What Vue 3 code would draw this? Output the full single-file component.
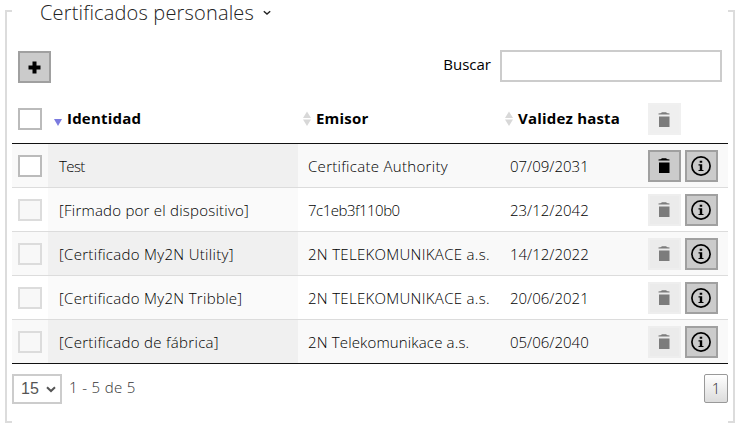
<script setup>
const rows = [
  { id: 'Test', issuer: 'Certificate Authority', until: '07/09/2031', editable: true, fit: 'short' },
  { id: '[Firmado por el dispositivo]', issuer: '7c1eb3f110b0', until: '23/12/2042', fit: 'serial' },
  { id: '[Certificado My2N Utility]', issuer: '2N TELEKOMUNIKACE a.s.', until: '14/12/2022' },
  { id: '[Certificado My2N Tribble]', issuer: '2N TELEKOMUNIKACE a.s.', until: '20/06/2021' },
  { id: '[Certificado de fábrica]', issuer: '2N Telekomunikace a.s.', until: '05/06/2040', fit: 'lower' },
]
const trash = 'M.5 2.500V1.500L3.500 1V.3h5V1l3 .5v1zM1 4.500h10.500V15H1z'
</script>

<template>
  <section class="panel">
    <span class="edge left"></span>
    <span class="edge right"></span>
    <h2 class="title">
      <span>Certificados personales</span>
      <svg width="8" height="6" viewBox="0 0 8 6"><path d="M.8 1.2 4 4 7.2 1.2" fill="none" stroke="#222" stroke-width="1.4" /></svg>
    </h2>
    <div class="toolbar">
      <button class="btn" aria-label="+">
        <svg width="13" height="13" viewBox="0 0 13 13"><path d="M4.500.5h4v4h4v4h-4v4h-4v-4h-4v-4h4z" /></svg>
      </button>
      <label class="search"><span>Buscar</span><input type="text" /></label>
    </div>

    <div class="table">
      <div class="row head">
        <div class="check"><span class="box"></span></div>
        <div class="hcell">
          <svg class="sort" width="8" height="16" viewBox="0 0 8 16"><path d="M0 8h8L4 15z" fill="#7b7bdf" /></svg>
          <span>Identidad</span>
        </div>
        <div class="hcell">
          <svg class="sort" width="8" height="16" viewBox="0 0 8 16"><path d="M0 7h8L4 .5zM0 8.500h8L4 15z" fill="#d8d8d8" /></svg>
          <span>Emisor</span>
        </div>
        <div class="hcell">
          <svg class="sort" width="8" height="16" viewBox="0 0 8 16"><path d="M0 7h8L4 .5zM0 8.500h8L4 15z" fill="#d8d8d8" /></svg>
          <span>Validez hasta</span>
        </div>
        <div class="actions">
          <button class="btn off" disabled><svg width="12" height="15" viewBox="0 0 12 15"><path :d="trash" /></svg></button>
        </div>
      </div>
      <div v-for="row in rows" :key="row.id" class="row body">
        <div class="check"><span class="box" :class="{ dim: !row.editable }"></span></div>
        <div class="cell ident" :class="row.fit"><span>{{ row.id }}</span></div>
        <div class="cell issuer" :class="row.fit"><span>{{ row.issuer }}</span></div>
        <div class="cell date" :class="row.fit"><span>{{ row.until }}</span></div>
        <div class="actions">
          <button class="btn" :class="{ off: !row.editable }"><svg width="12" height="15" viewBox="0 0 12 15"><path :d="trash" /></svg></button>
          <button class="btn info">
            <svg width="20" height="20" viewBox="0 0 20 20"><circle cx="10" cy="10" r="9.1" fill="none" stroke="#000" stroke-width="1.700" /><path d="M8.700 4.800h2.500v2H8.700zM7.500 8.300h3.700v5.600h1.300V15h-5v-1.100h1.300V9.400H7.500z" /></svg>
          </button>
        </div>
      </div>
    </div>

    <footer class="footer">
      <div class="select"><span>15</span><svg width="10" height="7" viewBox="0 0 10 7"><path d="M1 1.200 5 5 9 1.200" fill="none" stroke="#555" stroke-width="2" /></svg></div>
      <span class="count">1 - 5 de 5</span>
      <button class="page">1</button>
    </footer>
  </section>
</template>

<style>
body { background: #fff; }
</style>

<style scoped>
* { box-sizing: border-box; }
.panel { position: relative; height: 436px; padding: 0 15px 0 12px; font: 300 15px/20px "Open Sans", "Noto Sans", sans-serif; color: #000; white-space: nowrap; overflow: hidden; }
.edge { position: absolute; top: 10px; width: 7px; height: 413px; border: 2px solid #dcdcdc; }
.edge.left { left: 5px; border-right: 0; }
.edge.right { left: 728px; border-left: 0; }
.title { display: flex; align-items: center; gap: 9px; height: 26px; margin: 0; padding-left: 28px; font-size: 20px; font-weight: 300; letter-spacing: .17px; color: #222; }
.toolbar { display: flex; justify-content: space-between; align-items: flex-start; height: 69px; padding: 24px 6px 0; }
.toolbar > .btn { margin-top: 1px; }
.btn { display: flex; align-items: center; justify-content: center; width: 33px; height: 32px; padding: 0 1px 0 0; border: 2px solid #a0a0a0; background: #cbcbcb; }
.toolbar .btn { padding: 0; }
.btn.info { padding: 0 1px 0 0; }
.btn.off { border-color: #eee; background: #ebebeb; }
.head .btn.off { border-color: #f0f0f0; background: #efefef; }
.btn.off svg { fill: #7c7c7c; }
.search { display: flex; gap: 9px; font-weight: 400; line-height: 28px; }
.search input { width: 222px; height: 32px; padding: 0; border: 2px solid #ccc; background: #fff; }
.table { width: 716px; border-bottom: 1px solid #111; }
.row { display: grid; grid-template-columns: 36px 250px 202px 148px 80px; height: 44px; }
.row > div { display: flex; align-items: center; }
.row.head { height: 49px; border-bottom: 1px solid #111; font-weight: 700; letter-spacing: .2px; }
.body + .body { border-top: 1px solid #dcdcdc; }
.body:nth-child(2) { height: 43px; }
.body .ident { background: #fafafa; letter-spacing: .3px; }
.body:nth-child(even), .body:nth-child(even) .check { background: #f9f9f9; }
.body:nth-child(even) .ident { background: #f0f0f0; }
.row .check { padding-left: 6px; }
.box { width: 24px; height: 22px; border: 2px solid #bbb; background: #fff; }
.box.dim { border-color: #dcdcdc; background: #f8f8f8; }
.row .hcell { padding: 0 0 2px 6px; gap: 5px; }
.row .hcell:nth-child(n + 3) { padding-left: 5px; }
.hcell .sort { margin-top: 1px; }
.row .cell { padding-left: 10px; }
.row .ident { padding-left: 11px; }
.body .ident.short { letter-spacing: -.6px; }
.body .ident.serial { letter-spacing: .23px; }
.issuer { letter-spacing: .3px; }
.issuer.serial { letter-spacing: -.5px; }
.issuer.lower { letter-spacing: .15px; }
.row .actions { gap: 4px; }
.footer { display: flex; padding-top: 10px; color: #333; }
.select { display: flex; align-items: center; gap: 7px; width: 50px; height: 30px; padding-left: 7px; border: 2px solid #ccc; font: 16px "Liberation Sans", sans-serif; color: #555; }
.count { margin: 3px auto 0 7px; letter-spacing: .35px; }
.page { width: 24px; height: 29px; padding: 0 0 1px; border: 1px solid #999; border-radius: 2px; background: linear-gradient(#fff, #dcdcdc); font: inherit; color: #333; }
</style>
==
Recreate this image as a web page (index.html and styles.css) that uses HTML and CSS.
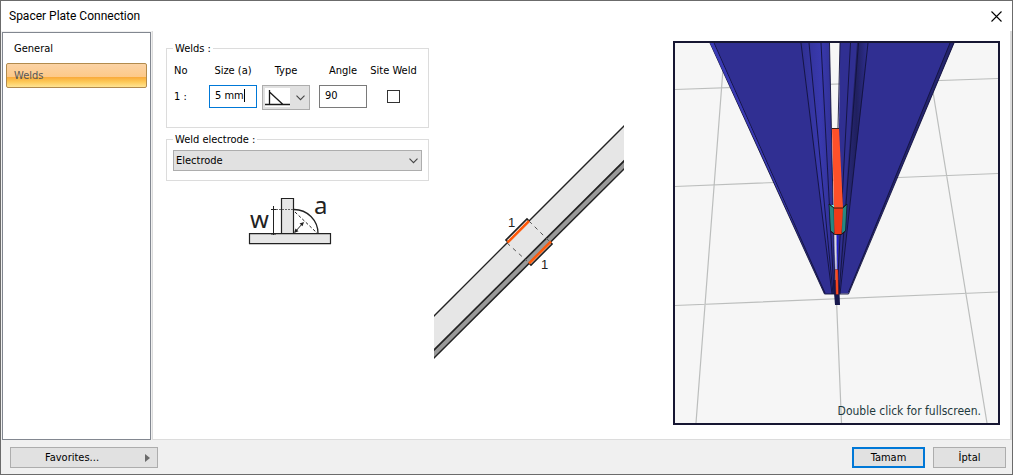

Exercise task: Copy all lines from the listing that contain "this".

Response:
What Vue 3 code would draw this? Output the full single-file component.
Recreate this image as a web page (index.html and styles.css) that uses HTML and CSS.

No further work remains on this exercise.